Murphy, le héros, est un homme sans qualité. Un personnage détruit, vidé, qui traîne son cadavre intime dans de longs monologues. Comme d’habitude, Noé cherche l’épuisement du spectateur mais ici par la douceur et la tristesse. Récitatif, méditatif, introspectif, le film n’est pas une plongée profonde dans les affres de l’amour. C’est plutôt l’histoire d’un bug. D’un bug amoureux qui fait que l’on avance plus, qui fait que l’on cherche désespérément dans les instants vécus le moment où ça a cloché. Alors, le sexe filmé par Noé n’a rien de l’excitation attendue. En l’état, c’est l’anti- NYMPHOMANIAC. Le sexe n’a rien de politique, métaphysique ou même psychanalytique. Il filme les corps à corps de manière très prosaïque. C’est une mécanique huilée, un ensemble de gestes, une pantomime dont le sens attendu (l’amour) échappe volontairement à la caméra. Par la musique uniquement, il réussit à contextualiser la relation (tendue, complice, déchirante). L’acte sexuel en lui-même n’est que la répétition de geste, une chorégraphie épuisante que l’on répète à l’infini dans l’espoir de révéler quelque chose. D’avoir ne serait-ce qu’une certitude.
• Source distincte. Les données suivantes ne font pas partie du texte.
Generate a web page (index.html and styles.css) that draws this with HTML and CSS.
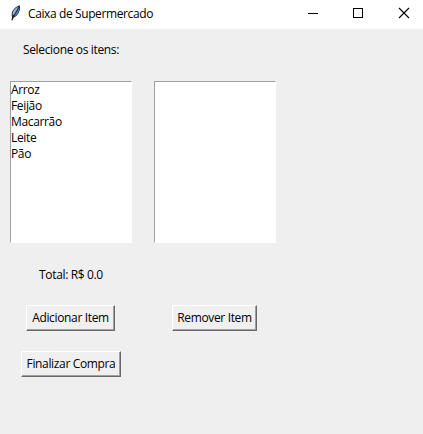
FILE: index.html
```html
<!DOCTYPE html>
<html lang="pt-BR">
<head>
<meta charset="utf-8">
<title>Caixa de Supermercado</title>
<link rel="stylesheet" href="styles.css">
</head>
<body>
<header class="titlebar">
  <svg class="feather" width="16" height="20" viewBox="0 0 16 20">
    <path d="M4.500 17.500 5 14C3.800 10 6 4.500 12.600 2.200 14.200 6.500 11.500 12.500 6.500 14.800L5.500 17.500Z" fill="#182334"/>
    <path d="M5.600 12.500C5.200 9 7.500 5.200 11.600 3.600L7.500 11Z" fill="#8fb6dc"/>
    <path d="M12.300 4.200C12.800 8 10.500 12 7.200 13.500L8.800 10.500Z" fill="#5580ad"/>
  </svg>
  <h1 class="title">Caixa de Supermercado</h1>
  <div class="controls">
    <svg width="45" height="29" viewBox="0 0 45 29" shape-rendering="crispEdges"><path d="M17 13.500H27" stroke="#000"/></svg>
    <svg width="45" height="29" viewBox="0 0 45 29" shape-rendering="crispEdges"><path d="M17.500 8.500H26.500V17.500H17.500Z" fill="none" stroke="#000"/></svg>
    <svg width="45" height="29" viewBox="0 0 45 29"><path d="M18 8 28 18M28 8 18 18" stroke="#000" stroke-width="1.1"/></svg>
  </div>
</header>
<main class="form">
  <div class="label prompt">Selecione os itens:</div>
  <ul class="listbox items">
    <li>Arroz</li>
    <li>Feijão</li>
    <li>Macarrão</li>
    <li>Leite</li>
    <li>Pão</li>
  </ul>
  <ul class="listbox cart"></ul>
  <div class="label total">Total: R$ 0.0</div>
  <button class="button add">Adicionar Item</button>
  <button class="button remove">Remover Item</button>
  <button class="button finish">Finalizar Compra</button>
</main>
</body>
</html>
```
FILE: styles.css
```css
* { box-sizing: border-box; }
body {
  margin: 0;
  height: 434px;
  overflow: hidden;
  background: #efefef;
  color: #000;
  font: 12px/16px "Open Sans", "Noto Sans", sans-serif;
  letter-spacing: -0.35px;
  white-space: nowrap;
}
.titlebar {
  display: flex;
  height: 29px;
  padding-left: 7px;
  background: #fff;
}
.feather { margin-top: 3px; }
.title {
  margin: 6px 0 0 5px;
  font-size: 12px;
  font-weight: 400;
  letter-spacing: -0.39px;
}
.controls { display: flex; margin-left: auto; margin-right: -3px; }
.controls svg { flex: none; }
.form {
  display: grid;
  grid-template-columns: 142px 142px;
  grid-template-rows: 42px 182px 42px 46px 46px;
  column-gap: 2px;
  place-items: center;
}
.prompt, .total, .items, .add, .finish { grid-column: 1; }
.cart, .remove { grid-column: 2; }
.items, .cart { grid-row: 2; }
.total { grid-row: 3; padding-top: 2px; }
.add, .remove { grid-row: 4; }
.finish { grid-row: 5; }
.listbox {
  width: 122px;
  height: 162px;
  margin: 0;
  padding: 0;
  list-style: none;
  background: #fff;
  border: 1px solid #fff;
  border-top-color: #a0a0a0;
  border-left-color: #a0a0a0;
}
.button {
  height: 26px;
  padding: 0;
  background: #f0f0f0;
  border: 1px solid;
  border-color: #fff #696969 #696969 #fff;
  box-shadow: inset -1px -1px #a0a0a0;
  color: inherit;
  font: inherit;
  letter-spacing: inherit;
}
.add { width: 89px; margin-right: 1px; }
.remove { width: 85px; margin-right: 1px; }
.finish { width: 100px; }
```
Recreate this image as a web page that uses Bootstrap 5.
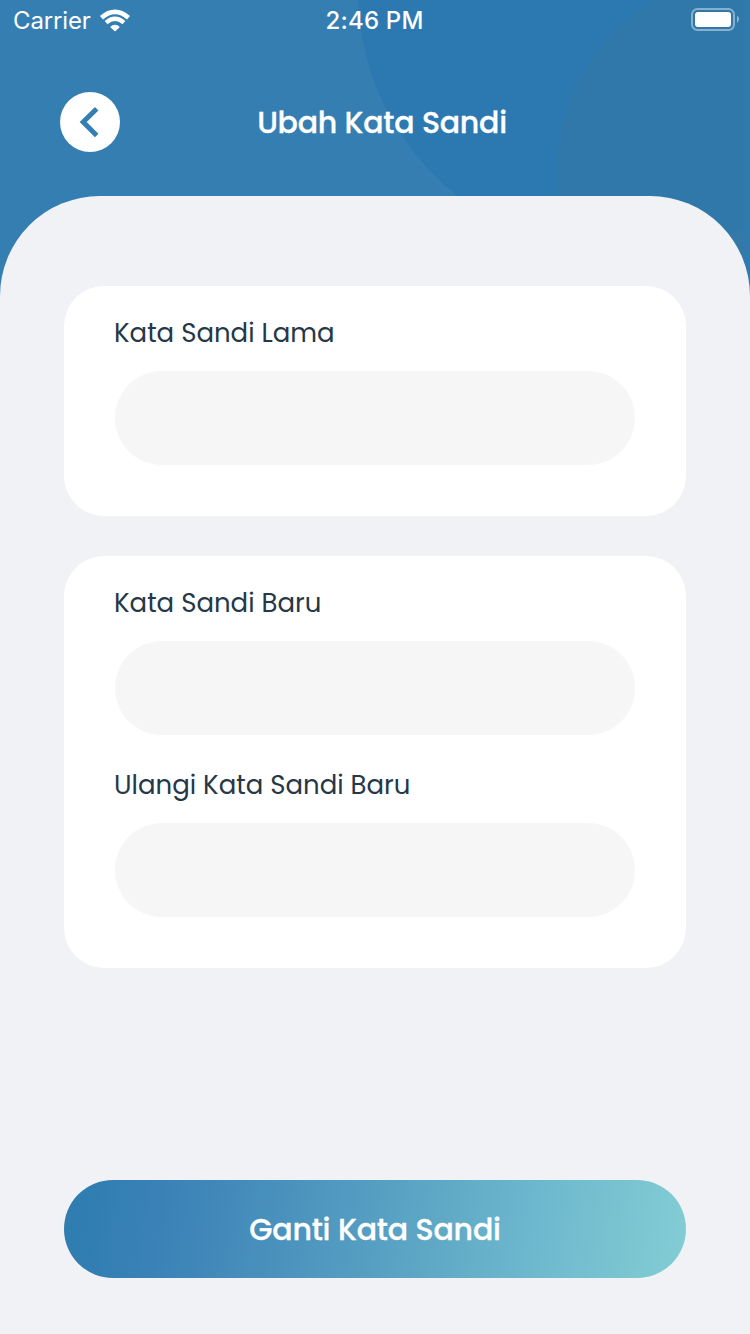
<!DOCTYPE html>
<html lang="id">
<head>
<meta charset="utf-8">
<meta name="viewport" content="width=device-width, initial-scale=1">
<title>Ubah Kata Sandi</title>
<link href="https://cdn.jsdelivr.net/npm/bootstrap@5.3.0/dist/css/bootstrap.min.css" rel="stylesheet">
<style>
body{font-family:Poppins,Inter,"Noto Sans",sans-serif;background:#f0f2f6;color:#263746;overflow:hidden}
.screen{height:1334px;background:#357eb2}
.backdrop{top:0;left:0;width:750px;height:300px;z-index:0}
.statusbar{height:40px;padding:1px 11px 0 13px;font:400 24px/40px Inter,sans-serif}
.clock{font-weight:500;letter-spacing:.2px;margin-left:-3px}
.carrier{letter-spacing:-.15px}
.battery{padding-bottom:4px}
.appbar{height:156px;padding:52px 60px 0}
.back{width:60px;height:60px}
.page-title{font-size:30px;font-weight:500;line-height:60px;letter-spacing:-.25px;padding:1px 0 0 14px;-webkit-text-stroke:.3px #fff}
.sheet{border-radius:100px 100px 0 0;background:#f0f2f6;padding:90px 64px 56px}
.panel{border:0;border-radius:40px;padding:25px 50px 50px}
.panel+.panel{margin-top:40px}
.form-label{font-size:26px;line-height:44px;margin:0 0 15px;display:block}
.field{height:96px;border:1px solid #fff;border-radius:48px;background:#f6f6f6;padding:0 36px;font-size:26px}
.second{margin-top:27px}
.submit{height:98px;border:0;border-radius:49px;color:#fff;font-size:30px;font-weight:500;letter-spacing:-.2px;-webkit-text-stroke:.3px #fff;background:linear-gradient(98deg,#307db2 4%,#3c83b7 18%,#569fc2 50%,#6cb7cd 74%,#83cdd4 100%)}
.submit:hover{color:#fff}
</style>
</head>
<body>
<main class="screen position-relative d-flex flex-column">
  <svg class="backdrop position-absolute" viewBox="0 0 750 300" aria-hidden="true">
    <rect width="750" height="300" fill="#357eb2"/>
    <circle cx="616" cy="-8" r="258" fill="#2c79b2"/>
    <path d="M744.5 0H655A198 198 0 0 0 557 172V300H744.5Z" fill="#3078aa"/>
    <path d="M744.5 0H750V300H744.5Z" fill="#2f7aae"/>
    <path d="M700 243Q724 238 744.5 229V300H700Z" fill="#3579a9"/>
  </svg>
  <div class="statusbar position-relative d-flex align-items-center text-white">
    <div class="col d-flex align-items-center"><span class="carrier">Carrier</span>
      <svg class="ms-2" width="32" height="24" viewBox="0 0 32 24" fill="none" aria-hidden="true">
        <path d="M2.5 8.7Q16-2.9 29.5 8.7" stroke="#fff" stroke-width="4.7"/>
        <path d="M7.1 13.6Q16 6 24.9 13.6" stroke="#fff" stroke-width="4.3"/>
        <path d="M11.1 17.9Q16 13.5 20.9 17.9L16 22.5Z" fill="#fff"/>
      </svg>
    </div>
    <span class="clock">2:46 PM</span>
    <div class="battery col text-end lh-1">
      <svg width="49" height="24" viewBox="0 0 49 24" aria-hidden="true">
        <rect x="2" y="2" width="42" height="21" rx="5.5" fill="none" stroke="#fff" stroke-opacity=".42" stroke-width="2"/>
        <rect x="5" y="5" width="36" height="15" rx="3" fill="#fff"/>
        <path d="M47 8.5Q49 9.5 49 12T47 16Z" fill="#fff" opacity=".45"/>
      </svg>
    </div>
  </div>
  <header class="appbar position-relative d-flex align-items-start text-white">
    <button class="back btn btn-light bg-white border-0 rounded-circle p-0 d-flex" type="button" aria-label="Kembali">
      <svg width="60" height="60" viewBox="0 0 60 60" fill="none" aria-hidden="true"><path d="M36.7 16.7 23.2 30.1 36.7 43.5" stroke="#357eb2" stroke-width="5"/></svg>
    </button>
    <h1 class="page-title flex-fill text-center m-0">Ubah Kata Sandi</h1>
    <span class="back"></span>
  </header>
  <form class="sheet position-relative d-flex flex-column flex-fill">
    <section class="panel card">
      <label class="form-label" for="old">Kata Sandi Lama</label>
      <input class="field form-control" id="old" type="password">
    </section>
    <section class="panel card">
      <label class="form-label" for="new">Kata Sandi Baru</label>
      <input class="field form-control" id="new" type="password">
      <label class="form-label second" for="repeat">Ulangi Kata Sandi Baru</label>
      <input class="field form-control" id="repeat" type="password">
    </section>
    <button class="submit btn w-100 mt-auto" type="button">Ganti Kata Sandi</button>
  </form>
</main>
<script src="https://cdn.jsdelivr.net/npm/bootstrap@5.3.0/dist/js/bootstrap.bundle.min.js"></script>
</body>
</html>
S’aimait-on mieux parce que l’on « faisait l’amour » ? Voilà ce qui hante Murphy. Le film s’ouvre ainsi sur une scène de sexe frontale, comme un cauchemar. Marcus se réveille. Le fantasme a un goût amer. Les yeux grands ouverts, il va errer, halluciné. LOVE n’est pas un film d’amour, c’est un film sur la perte, un film qui cherche dans les scènes pornographiques les traces d’un mystère sans jamais parvenir à le toucher du doigt. Si certains s’offusqueront de la misogynie probable du film (la jouissance n’y est filmée que du point de vue masculin), ce refus du partage donne peut-être les clés pour comprendre Marcus. LOVE n’est pas un film bandant, c’est un film badant. La 3D sert à découper l’espace, à écraser les corps par la profondeur pour empêcher toute sublimation. Si dans ENTER THE VOID (que le film s’amuse à citer) tout n’était qu’apesanteur, ici la lourdeur des corps, leur incapacité à se décoller du réel est la clé de voûte d’une mise en scène sidérante et amère. Il y a dans les jeux de perspectives, dans la manière de jouer sur les juxtapositions, les surgissements et les changements à vue, quelque chose d’un labyrinthe intime infernal vraiment remuant.

Comme d’habitude, Noé franchit un tout petit peu la ligne rouge et sur sa fin, LOVE tire un peu à la ligne. La mélancolie étirée, épuisée, s’écroule exsangue dans une salle de bain où une dernière étreinte, bouleversante, cherche à conjurer le sort par-delà les regrets et les remords. Dans LOVE on ne s’aime pas pour toujours, on se promet uniquement de s’aimer jusqu’à la fin. Comme si les histoires d’amour, comme les films, n’étaient qu’une question de montage.